Curator's Take
This groundbreaking work represents a major leap forward in controlling collective quantum behavior by creating ordered atomic arrays that act as programmable many-body quantum systems. Unlike previous experiments limited to simple point-like ensembles, these researchers achieved precise spatial control over atoms at subwavelength distances, enabling them to observe and manipulate complex correlations between atoms as they collectively emit and absorb light. The discovery of ferromagnetic-like superradiance and antiferromagnetic-like subradiance in these ordered arrays opens entirely new avenues for quantum technologies, potentially leading to more efficient quantum memories, enhanced photon capture systems, and novel approaches to generating entanglement between atoms and light. This platform essentially creates a bridge between atomic physics and condensed matter physics, offering researchers a powerful new tool for exploring quantum many-body phenomena in a highly controllable setting.
— Mark Eatherly
Summary
When quantum emitters couple indistinguishably to light, they can synchronize into a collective light matter system with radiative properties profoundly different from those of independent particles.
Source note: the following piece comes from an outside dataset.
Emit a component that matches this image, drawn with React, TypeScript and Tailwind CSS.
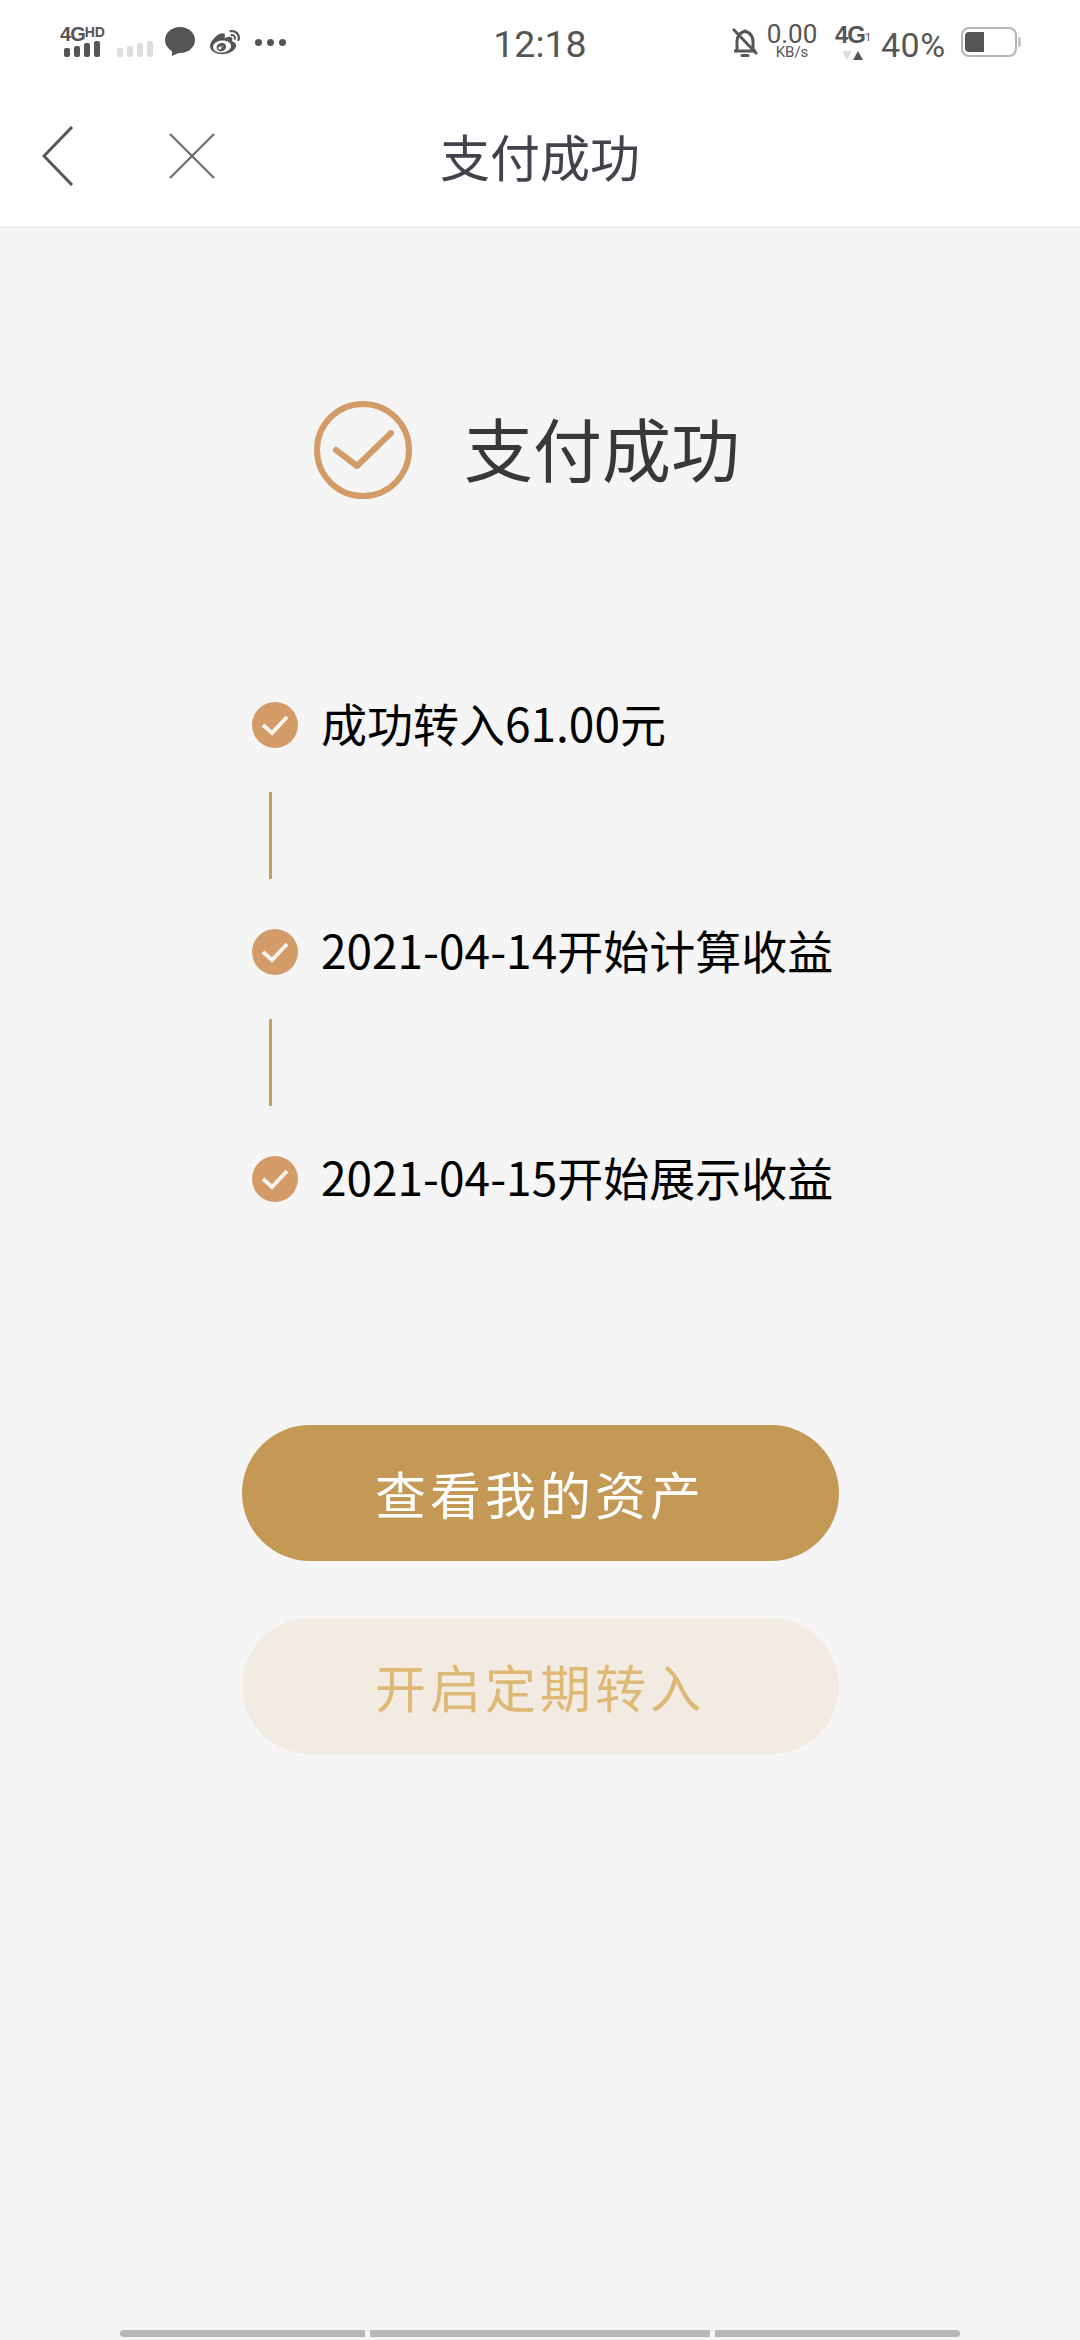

To date, the resulting collective effects have largely been confined to point like or homogeneous ensembles. Here, we open access to a qualitatively new collective regime by realizing geometrically ordered, spatially extended atom arrays with subwavelength spacing. This establishes a fundamentally new platform in which collective emission is no longer confined to a single Dicke mode but instead emerges from an ordered network of photon mediated interactions. We find that 2D atom arrays undergo strong super and subradiant emission. Despite subwavelength spacing, we achieve site resolved imaging and directly observe the buildup of spatial correlations, demonstrating the transformation of cooperative decay into a strongly correlated many-body process. We observe extensive scaling of superradiance, uncover superradiant revivals, and reveal the ferromagnetic nature of superradiance and the antiferromagnetic nature of subradiance. Our results realize a novel programmable platform for exploring and utilizing dissipative many-body quantum physics, opening new possibilities for photon capture, storage, and atom photon entanglement.